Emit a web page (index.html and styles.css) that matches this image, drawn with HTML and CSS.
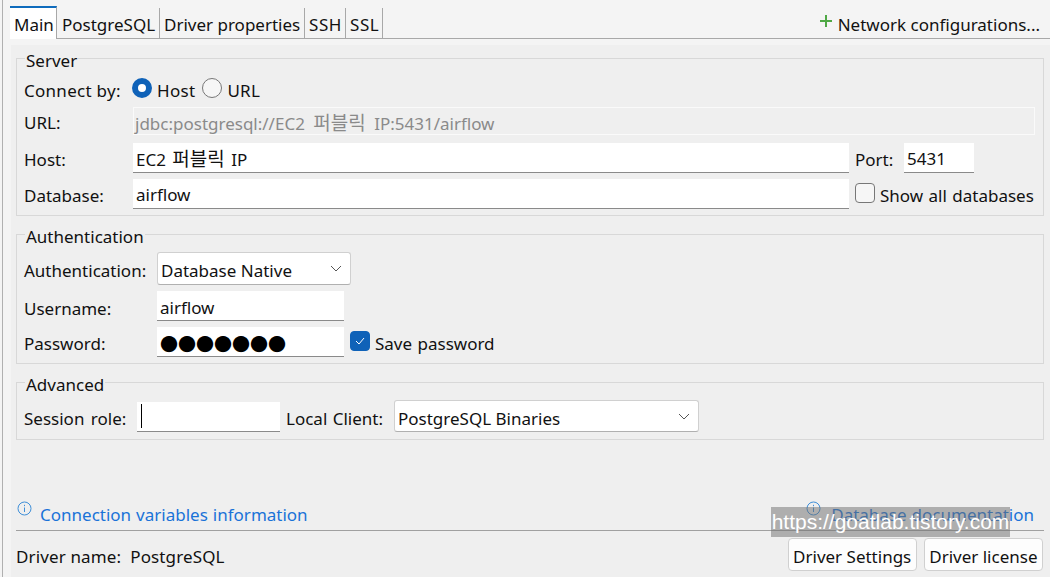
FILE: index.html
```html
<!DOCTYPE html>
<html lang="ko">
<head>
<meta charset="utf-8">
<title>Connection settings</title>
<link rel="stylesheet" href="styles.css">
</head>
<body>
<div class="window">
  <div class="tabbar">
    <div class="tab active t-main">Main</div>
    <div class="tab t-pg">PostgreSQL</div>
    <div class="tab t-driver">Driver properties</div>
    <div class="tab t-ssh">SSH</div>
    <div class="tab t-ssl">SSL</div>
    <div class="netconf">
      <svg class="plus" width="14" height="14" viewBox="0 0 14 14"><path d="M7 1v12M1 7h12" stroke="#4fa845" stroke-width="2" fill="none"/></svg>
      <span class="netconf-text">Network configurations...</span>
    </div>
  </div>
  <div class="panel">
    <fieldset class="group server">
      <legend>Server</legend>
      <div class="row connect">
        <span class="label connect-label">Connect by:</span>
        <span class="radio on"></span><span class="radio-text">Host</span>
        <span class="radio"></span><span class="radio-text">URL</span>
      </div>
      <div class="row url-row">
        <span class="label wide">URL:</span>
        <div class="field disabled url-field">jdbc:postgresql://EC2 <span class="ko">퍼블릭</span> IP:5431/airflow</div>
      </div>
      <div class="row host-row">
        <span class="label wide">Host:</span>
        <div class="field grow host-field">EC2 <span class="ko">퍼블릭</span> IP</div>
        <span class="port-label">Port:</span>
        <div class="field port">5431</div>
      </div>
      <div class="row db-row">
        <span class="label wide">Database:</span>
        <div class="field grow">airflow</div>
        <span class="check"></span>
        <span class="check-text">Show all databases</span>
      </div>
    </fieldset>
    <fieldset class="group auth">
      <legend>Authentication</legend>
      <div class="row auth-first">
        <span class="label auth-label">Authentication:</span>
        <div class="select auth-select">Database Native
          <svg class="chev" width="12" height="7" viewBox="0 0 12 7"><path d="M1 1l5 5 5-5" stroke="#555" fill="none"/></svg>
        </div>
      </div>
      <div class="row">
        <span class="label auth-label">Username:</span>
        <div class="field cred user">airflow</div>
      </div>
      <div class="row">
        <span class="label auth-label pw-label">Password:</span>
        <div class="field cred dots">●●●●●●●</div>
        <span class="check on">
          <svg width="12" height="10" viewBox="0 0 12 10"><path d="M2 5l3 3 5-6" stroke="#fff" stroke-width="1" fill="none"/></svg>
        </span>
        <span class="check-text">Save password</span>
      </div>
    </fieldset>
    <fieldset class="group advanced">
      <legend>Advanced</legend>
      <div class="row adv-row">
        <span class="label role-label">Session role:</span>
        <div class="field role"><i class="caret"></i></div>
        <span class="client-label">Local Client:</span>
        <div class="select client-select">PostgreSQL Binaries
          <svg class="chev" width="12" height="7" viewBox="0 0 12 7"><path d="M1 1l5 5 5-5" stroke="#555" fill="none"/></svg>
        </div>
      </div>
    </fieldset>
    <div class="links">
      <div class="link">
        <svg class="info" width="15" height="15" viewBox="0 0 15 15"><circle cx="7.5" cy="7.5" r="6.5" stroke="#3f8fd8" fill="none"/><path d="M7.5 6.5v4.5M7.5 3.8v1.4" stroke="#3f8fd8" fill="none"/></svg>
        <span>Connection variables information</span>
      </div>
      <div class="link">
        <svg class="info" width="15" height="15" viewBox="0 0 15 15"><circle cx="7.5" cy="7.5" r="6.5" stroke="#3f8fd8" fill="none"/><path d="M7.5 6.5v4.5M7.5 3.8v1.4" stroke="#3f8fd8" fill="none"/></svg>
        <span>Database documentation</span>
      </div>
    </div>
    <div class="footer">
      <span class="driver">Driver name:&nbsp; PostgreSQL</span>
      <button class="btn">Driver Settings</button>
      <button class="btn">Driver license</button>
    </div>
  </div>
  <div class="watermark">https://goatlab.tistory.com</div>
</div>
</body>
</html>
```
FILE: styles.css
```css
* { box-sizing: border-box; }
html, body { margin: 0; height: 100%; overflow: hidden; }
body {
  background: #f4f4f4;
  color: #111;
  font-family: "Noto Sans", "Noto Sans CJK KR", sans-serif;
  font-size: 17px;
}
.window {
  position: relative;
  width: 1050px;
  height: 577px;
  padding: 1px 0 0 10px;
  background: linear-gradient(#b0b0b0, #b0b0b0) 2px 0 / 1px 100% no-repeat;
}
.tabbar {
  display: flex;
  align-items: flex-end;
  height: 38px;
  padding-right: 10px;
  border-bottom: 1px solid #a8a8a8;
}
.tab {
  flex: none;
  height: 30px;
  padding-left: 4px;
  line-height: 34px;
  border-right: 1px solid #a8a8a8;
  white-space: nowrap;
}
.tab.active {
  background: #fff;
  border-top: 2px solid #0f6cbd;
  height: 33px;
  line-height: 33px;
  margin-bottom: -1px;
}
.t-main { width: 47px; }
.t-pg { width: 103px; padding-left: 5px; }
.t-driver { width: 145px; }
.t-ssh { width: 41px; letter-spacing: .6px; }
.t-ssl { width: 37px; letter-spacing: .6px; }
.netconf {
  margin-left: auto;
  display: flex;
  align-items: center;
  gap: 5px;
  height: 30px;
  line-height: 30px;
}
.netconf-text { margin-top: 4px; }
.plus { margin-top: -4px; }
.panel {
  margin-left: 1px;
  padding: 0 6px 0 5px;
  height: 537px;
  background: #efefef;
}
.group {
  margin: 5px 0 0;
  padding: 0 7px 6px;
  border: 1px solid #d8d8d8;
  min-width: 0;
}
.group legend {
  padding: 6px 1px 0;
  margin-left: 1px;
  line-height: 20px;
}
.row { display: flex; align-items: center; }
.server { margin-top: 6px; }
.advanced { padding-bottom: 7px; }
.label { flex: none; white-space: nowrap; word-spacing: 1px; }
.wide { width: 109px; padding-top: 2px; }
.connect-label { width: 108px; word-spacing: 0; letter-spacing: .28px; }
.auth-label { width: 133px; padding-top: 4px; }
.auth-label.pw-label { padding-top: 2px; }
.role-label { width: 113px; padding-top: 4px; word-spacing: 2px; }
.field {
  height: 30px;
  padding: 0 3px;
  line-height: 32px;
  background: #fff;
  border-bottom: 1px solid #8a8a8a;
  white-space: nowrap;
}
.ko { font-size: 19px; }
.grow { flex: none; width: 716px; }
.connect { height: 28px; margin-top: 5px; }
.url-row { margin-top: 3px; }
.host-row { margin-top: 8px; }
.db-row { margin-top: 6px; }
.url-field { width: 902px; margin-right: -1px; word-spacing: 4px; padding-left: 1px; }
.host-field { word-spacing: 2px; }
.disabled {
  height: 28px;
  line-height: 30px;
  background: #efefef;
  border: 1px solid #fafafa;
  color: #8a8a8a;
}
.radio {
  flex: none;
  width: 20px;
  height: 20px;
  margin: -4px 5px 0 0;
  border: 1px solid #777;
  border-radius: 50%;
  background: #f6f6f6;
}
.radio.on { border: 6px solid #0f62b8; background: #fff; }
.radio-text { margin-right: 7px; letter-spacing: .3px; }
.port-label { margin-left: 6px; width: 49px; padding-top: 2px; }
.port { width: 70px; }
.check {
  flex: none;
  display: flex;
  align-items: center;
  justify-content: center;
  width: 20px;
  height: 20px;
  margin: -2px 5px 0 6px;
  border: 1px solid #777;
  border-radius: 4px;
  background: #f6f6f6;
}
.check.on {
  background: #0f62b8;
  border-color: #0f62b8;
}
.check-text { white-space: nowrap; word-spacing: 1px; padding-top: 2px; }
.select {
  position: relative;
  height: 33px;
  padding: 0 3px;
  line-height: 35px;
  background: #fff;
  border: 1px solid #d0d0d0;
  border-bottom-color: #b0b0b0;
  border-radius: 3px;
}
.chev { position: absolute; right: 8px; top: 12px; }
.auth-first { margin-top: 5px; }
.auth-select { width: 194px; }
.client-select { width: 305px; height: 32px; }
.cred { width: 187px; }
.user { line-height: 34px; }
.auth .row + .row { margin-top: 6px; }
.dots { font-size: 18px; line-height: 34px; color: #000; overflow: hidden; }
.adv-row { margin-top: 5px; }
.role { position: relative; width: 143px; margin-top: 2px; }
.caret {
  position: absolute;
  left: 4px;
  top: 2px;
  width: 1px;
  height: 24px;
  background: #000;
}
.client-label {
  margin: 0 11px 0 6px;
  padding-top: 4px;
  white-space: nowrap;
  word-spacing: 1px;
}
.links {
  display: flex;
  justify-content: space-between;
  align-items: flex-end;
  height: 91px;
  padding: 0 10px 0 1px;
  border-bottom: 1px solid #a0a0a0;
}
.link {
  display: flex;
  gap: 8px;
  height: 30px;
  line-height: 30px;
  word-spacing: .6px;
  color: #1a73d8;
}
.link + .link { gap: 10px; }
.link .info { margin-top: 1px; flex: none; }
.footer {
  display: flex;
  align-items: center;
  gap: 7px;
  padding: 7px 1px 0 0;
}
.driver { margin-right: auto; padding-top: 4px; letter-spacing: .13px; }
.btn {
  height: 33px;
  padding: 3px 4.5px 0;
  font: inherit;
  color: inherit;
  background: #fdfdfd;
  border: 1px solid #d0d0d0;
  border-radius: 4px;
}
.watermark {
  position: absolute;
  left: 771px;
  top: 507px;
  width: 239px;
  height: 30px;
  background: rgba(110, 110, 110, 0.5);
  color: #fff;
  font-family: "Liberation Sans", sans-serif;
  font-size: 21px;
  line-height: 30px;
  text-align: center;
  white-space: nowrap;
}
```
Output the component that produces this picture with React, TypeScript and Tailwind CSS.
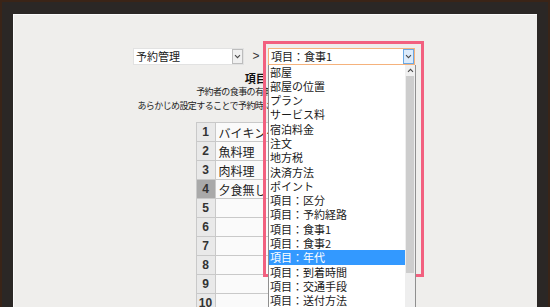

◆ ◆ ◆

(INSTRUCTION) Collect each line holding the string "that".

(TASK RESPONSE)
Emit a web page (index.html and styles.css) that matches this image, drawn with HTML and CSS.
Output the component that produces this picture with React, TypeScript and Tailwind CSS.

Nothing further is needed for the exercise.